293 F. Supp. 3d 33
D.C. Cir.2017Background
- Plaintiffs Judicial Watch and Cause of Action sued under the Federal Records Act (FRA), alleging Secretary Clinton used private email accounts/servers and that State/NARA failed to initiate Attorney General enforcement to recover unlawfully removed federal records.
- District Court initially dismissed as moot after State/NARA and the FBI recovered ~55,000 pages and undertook searches; D.C. Circuit reversed, holding agencies must refer to the Attorney General unless they recover all missing records or establish "fatal loss."

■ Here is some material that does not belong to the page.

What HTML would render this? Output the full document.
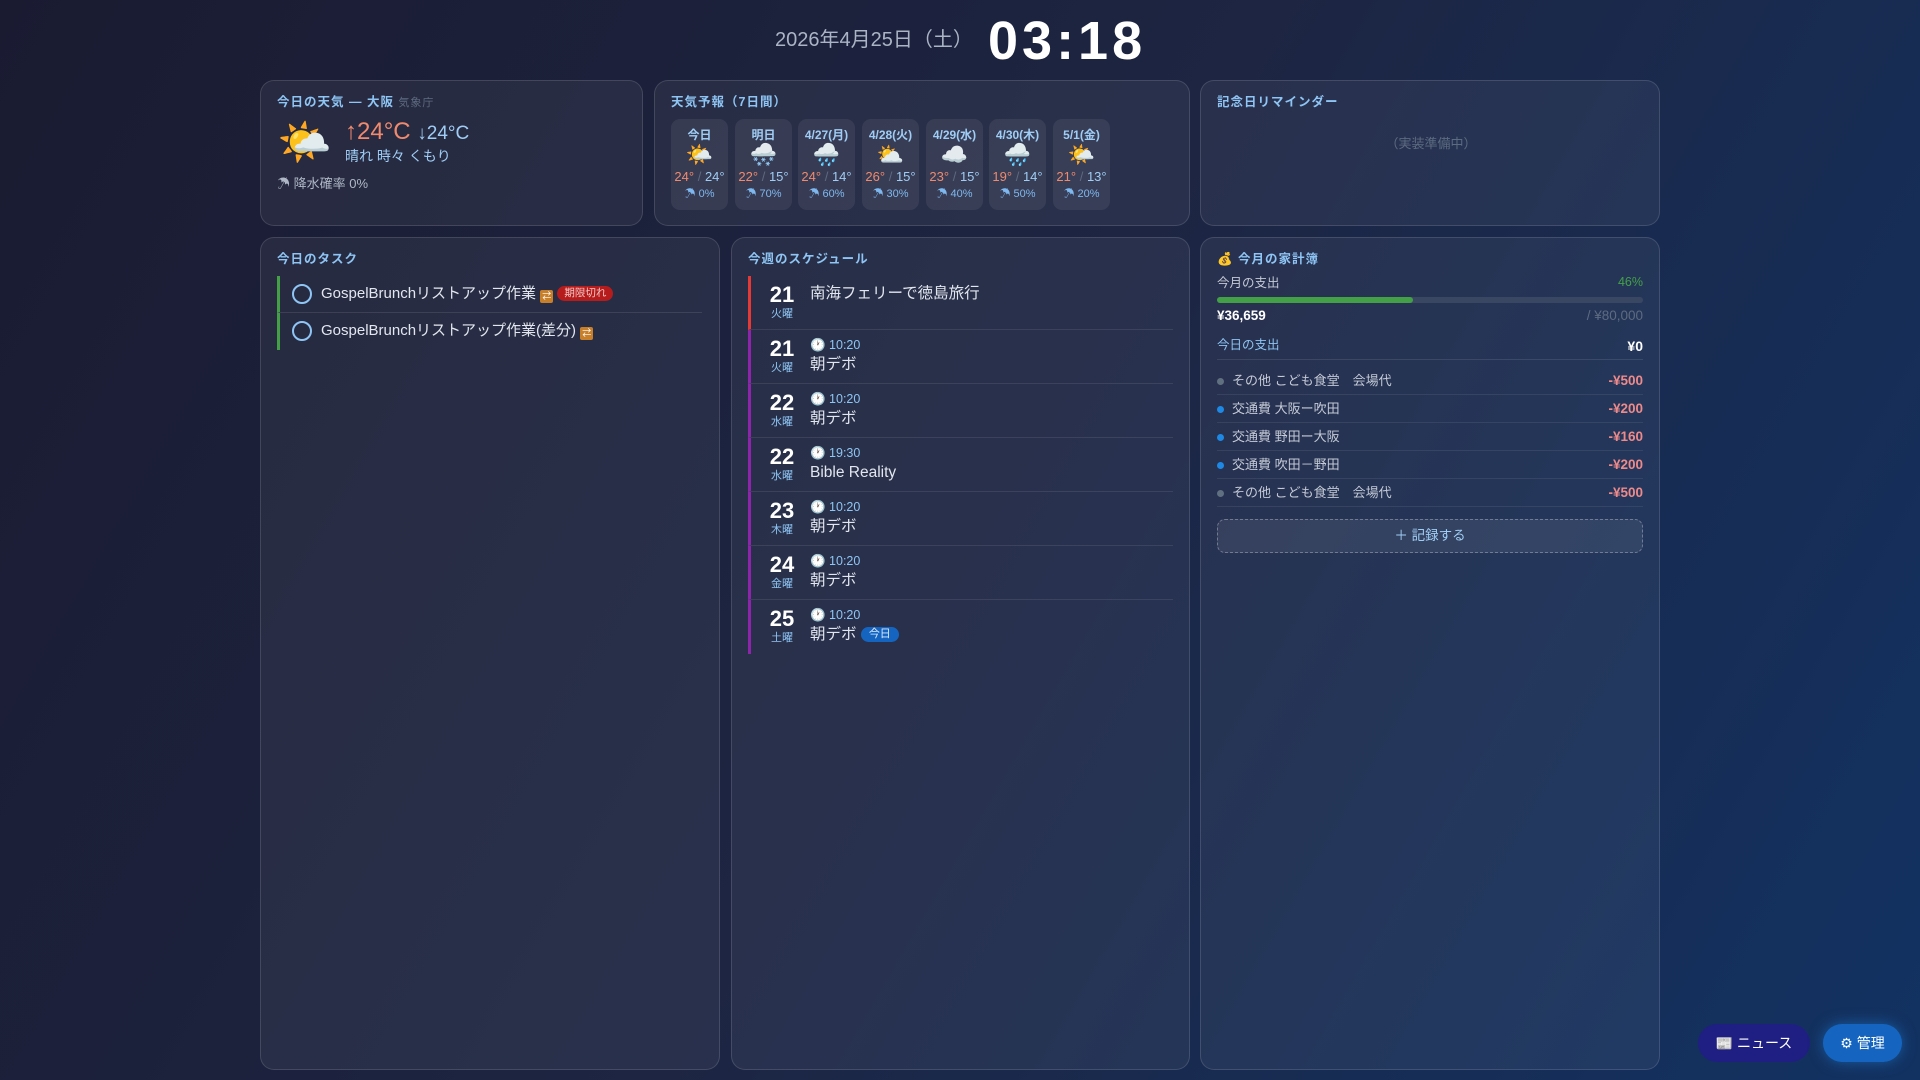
<!DOCTYPE html><html><head><meta charset="utf-8"><style>
*{box-sizing:border-box;margin:0;padding:0}
body{width:1920px;height:1080px;overflow:hidden;font-family:"Liberation Sans","Noto Sans CJK JP",sans-serif;line-height:1.2;background:linear-gradient(120deg,#1a1b31 0%,#1d2542 50%,#123262 100%);color:#dfe4ee;position:relative}
.date{position:absolute;left:775px;top:28px;font-size:20px;color:#aab4c4}
.clock{position:absolute;left:988px;top:9px;font-size:54px;font-weight:bold;color:#fff;letter-spacing:4px}
.card{position:absolute;background:rgba(255,255,255,0.055);border:1px solid rgba(255,255,255,0.13);border-radius:14px}
.ttl{position:absolute;left:16px;top:14px;font-size:12.5px;font-weight:bold;color:#8ec5f4;letter-spacing:1px}
.fc{position:absolute;top:38px;width:57px;height:91px;background:rgba(255,255,255,0.07);border-radius:9px;text-align:center}
.fc .d{font-size:12px;font-weight:bold;color:#9fcdf5;margin-top:9px}
.fc .i{font-size:22px;line-height:26px}
.fc .t{font-size:13px;margin-top:1px}
.fc .p{font-size:11px;color:#7fb8ef;margin-top:3px}
.hi{color:#f08a6e}.lo{color:#9fcdf5}.sl{color:#5c6a80}
.task{position:absolute;left:16px;width:425px;height:37px;border-left:3px solid #43a047;font-size:15px;color:#e2e6ee}
.task .c{position:absolute;left:12px;top:8px;width:20px;height:20px;border:2px solid #8ec5f4;border-radius:50%}
.task .x{position:absolute;left:41px;top:9px}
.bad{display:inline-block;background:#b71c1c;color:#f3c7c7;font-size:10.5px;padding:1px 7px;border-radius:8px;vertical-align:2px}
.rep{display:inline-block;width:13px;height:13px;background:#c77f2a;border-radius:2px;font-size:9px;line-height:13px;text-align:center;color:#fff;vertical-align:-1px}
.ev{position:absolute;left:16px;width:425px;height:54px;border-left:3px solid #8e24aa;border-bottom:1px solid rgba(255,255,255,0.09)}
.ev .n{position:absolute;left:14px;top:6px;width:34px;text-align:center;font-size:22px;font-weight:bold;color:#fff}
.ev .w{position:absolute;left:14px;top:32px;width:34px;text-align:center;font-size:11px;color:#8ec5f4}
.ev .tm{position:absolute;left:59px;top:8px;font-size:12.5px;color:#8ec5f4}
.ev .s{position:absolute;left:59px;top:26px;font-size:15.5px;color:#e2e6ee}
.row{position:absolute;left:16px;width:426px;height:28px;border-bottom:1px solid rgba(255,255,255,0.08);font-size:13px;color:#c4cad6}
.row .dot{position:absolute;left:0;top:11px;width:7px;height:7px;border-radius:50%}
.row .l{position:absolute;left:15px;top:6px}
.row .a{position:absolute;right:0;top:6px;color:#ef8a8a;font-weight:bold;font-size:13.5px}
.btn{position:absolute;top:1024px;height:38px;border-radius:19px;color:#fff;font-size:14px;text-align:center;line-height:38px}
</style></head><body>
<div class="date">2026年4月25日（土）</div>
<div class="clock">03:18</div>

<div class="card" style="left:260px;top:80px;width:383px;height:146px">
<div class="ttl">今日の天気 — 大阪 <span style="color:#5d6b80;font-weight:normal;font-size:11px">気象庁</span></div>
<div style="position:absolute;left:16px;top:37px;font-size:44px;line-height:50px">🌤️</div>
<div style="position:absolute;left:84px;top:37px;font-size:24px;color:#f08a6e">↑24°C <span style="font-size:19px;color:#9fcdf5">↓24°C</span></div>
<div style="position:absolute;left:84px;top:67px;font-size:14px;color:#9fcdf5">晴れ 時々 くもり</div>
<div style="position:absolute;left:16px;top:95px;font-size:13px;color:#b0b8c6">☂ 降水確率 0%</div>
</div>

<div class="card" style="left:654px;top:80px;width:536px;height:146px">
<div class="ttl">天気予報（7日間）</div>
<div class="fc" style="left:16px"><div class="d">今日</div><div class="i">🌤️</div><div class="t"><span class="hi">24°</span> <span class="sl">/</span> <span class="lo">24°</span></div><div class="p">☂ 0%</div></div>
<div class="fc" style="left:80px"><div class="d">明日</div><div class="i">🌨️</div><div class="t"><span class="hi">22°</span> <span class="sl">/</span> <span class="lo">15°</span></div><div class="p">☂ 70%</div></div>
<div class="fc" style="left:143px"><div class="d">4/27(月)</div><div class="i">🌧️</div><div class="t"><span class="hi">24°</span> <span class="sl">/</span> <span class="lo">14°</span></div><div class="p">☂ 60%</div></div>
<div class="fc" style="left:207px"><div class="d">4/28(火)</div><div class="i">⛅</div><div class="t"><span class="hi">26°</span> <span class="sl">/</span> <span class="lo">15°</span></div><div class="p">☂ 30%</div></div>
<div class="fc" style="left:271px"><div class="d">4/29(水)</div><div class="i">☁️</div><div class="t"><span class="hi">23°</span> <span class="sl">/</span> <span class="lo">15°</span></div><div class="p">☂ 40%</div></div>
<div class="fc" style="left:334px"><div class="d">4/30(木)</div><div class="i">🌧️</div><div class="t"><span class="hi">19°</span> <span class="sl">/</span> <span class="lo">14°</span></div><div class="p">☂ 50%</div></div>
<div class="fc" style="left:398px"><div class="d">5/1(金)</div><div class="i">🌤️</div><div class="t"><span class="hi">21°</span> <span class="sl">/</span> <span class="lo">13°</span></div><div class="p">☂ 20%</div></div>
</div>

<div class="card" style="left:1200px;top:80px;width:460px;height:146px">
<div class="ttl">記念日リマインダー</div>
<div style="position:absolute;left:0;width:460px;top:55px;text-align:center;font-size:13px;color:#5d6b80">（実装準備中）</div>
</div>

<div class="card" style="left:260px;top:237px;width:460px;height:833px">
<div class="ttl">今日のタスク</div>
<div class="task" style="top:38px;border-bottom:1px solid rgba(255,255,255,0.1)"><div class="c"></div><div class="x">GospelBrunchリストアップ作業 <span class="rep">⇄</span> <span class="bad">期限切れ</span></div></div>
<div class="task" style="top:75px"><div class="c"></div><div class="x">GospelBrunchリストアップ作業(差分) <span class="rep">⇄</span></div></div>
</div>

<div class="card" style="left:731px;top:237px;width:459px;height:833px">
<div class="ttl">今週のスケジュール</div>
<div class="ev" style="top:38px;border-left-color:#e53935"><div class="n">21</div><div class="w">火曜</div><div class="s" style="top:9px">南海フェリーで徳島旅行</div></div>
<div class="ev" style="top:92px"><div class="n">21</div><div class="w">火曜</div><div class="tm">🕐 10:20</div><div class="s">朝デボ</div></div>
<div class="ev" style="top:146px"><div class="n">22</div><div class="w">水曜</div><div class="tm">🕐 10:20</div><div class="s">朝デボ</div></div>
<div class="ev" style="top:200px"><div class="n">22</div><div class="w">水曜</div><div class="tm">🕐 19:30</div><div class="s">Bible Reality</div></div>
<div class="ev" style="top:254px"><div class="n">23</div><div class="w">木曜</div><div class="tm">🕐 10:20</div><div class="s">朝デボ</div></div>
<div class="ev" style="top:308px"><div class="n">24</div><div class="w">金曜</div><div class="tm">🕐 10:20</div><div class="s">朝デボ</div></div>
<div class="ev" style="top:362px;border-bottom:none"><div class="n">25</div><div class="w">土曜</div><div class="tm">🕐 10:20</div><div class="s">朝デボ <span style="display:inline-block;background:#1565c0;color:#dbe9ff;font-size:11px;padding:1px 8px;border-radius:9px;vertical-align:2px">今日</span></div></div>
</div>

<div class="card" style="left:1200px;top:237px;width:460px;height:833px">
<div class="ttl">💰 今月の家計簿</div>
<div style="position:absolute;left:16px;top:38px;font-size:12.5px;color:#c4cad6">今月の支出</div>
<div style="position:absolute;right:16px;top:37px;font-size:12.5px;color:#43a047">46%</div>
<div style="position:absolute;left:16px;top:59px;width:426px;height:6px;border-radius:3px;background:#3a4763"><div style="width:196px;height:6px;border-radius:3px;background:#43a047"></div></div>
<div style="position:absolute;left:16px;top:70px;font-size:13.5px;font-weight:bold;color:#fff">¥36,659</div>
<div style="position:absolute;right:16px;top:70px;font-size:13.5px;color:#5d6b80">/ ¥80,000</div>
<div style="position:absolute;left:16px;top:100px;width:426px;height:22px;border-bottom:1px solid rgba(255,255,255,0.1);font-size:12.5px;color:#8ec5f4">今日の支出<span style="position:absolute;right:0;top:0;color:#fff;font-weight:bold;font-size:14px">¥0</span></div>
<div class="row" style="top:129px"><div class="dot" style="background:#607080"></div><div class="l">その他 こども食堂　会場代</div><div class="a">-¥500</div></div>
<div class="row" style="top:157px"><div class="dot" style="background:#1e88e5"></div><div class="l">交通費 大阪ー吹田</div><div class="a">-¥200</div></div>
<div class="row" style="top:185px"><div class="dot" style="background:#1e88e5"></div><div class="l">交通費 野田ー大阪</div><div class="a">-¥160</div></div>
<div class="row" style="top:213px"><div class="dot" style="background:#1e88e5"></div><div class="l">交通費 吹田－野田</div><div class="a">-¥200</div></div>
<div class="row" style="top:241px"><div class="dot" style="background:#607080"></div><div class="l">その他 こども食堂　会場代</div><div class="a">-¥500</div></div>
<div style="position:absolute;left:16px;top:281px;width:426px;height:34px;border:1px dashed rgba(255,255,255,0.3);border-radius:8px;background:rgba(255,255,255,0.07);text-align:center;line-height:32px;font-size:13.5px;color:#9fcdf5">＋ 記録する</div>
</div>

<div class="btn" style="left:1698px;width:112px;background:#1f1f83">📰 ニュース</div>
<div class="btn" style="left:1823px;width:79px;background:#1565c0;box-shadow:0 0 14px rgba(30,136,229,0.5)">⚙ 管理</div>
</body></html>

- Key disputed missing materials are emails from Clinton's Blackberry account covering Jan 21–Mar 18, 2009; other accounts/servers (clintonemail.com, Pagliano server, PRN server) were largely searched and productions obtained.
- On remand the Government supplemented the record with FBI investigative declarations describing extensive efforts: forensic searches of servers it could access, search warrants/subpoenas (including in the Weiner matter), grand-jury subpoenas to service providers, recovery of devices and interviews of frequent correspondents; FBI concluded no further reasonable steps would recover additional work-related emails.
- Plaintiffs sought jurisdictional discovery and contested certain declarations; the Court found the supplemented record adequate and denied discovery and a motion to strike.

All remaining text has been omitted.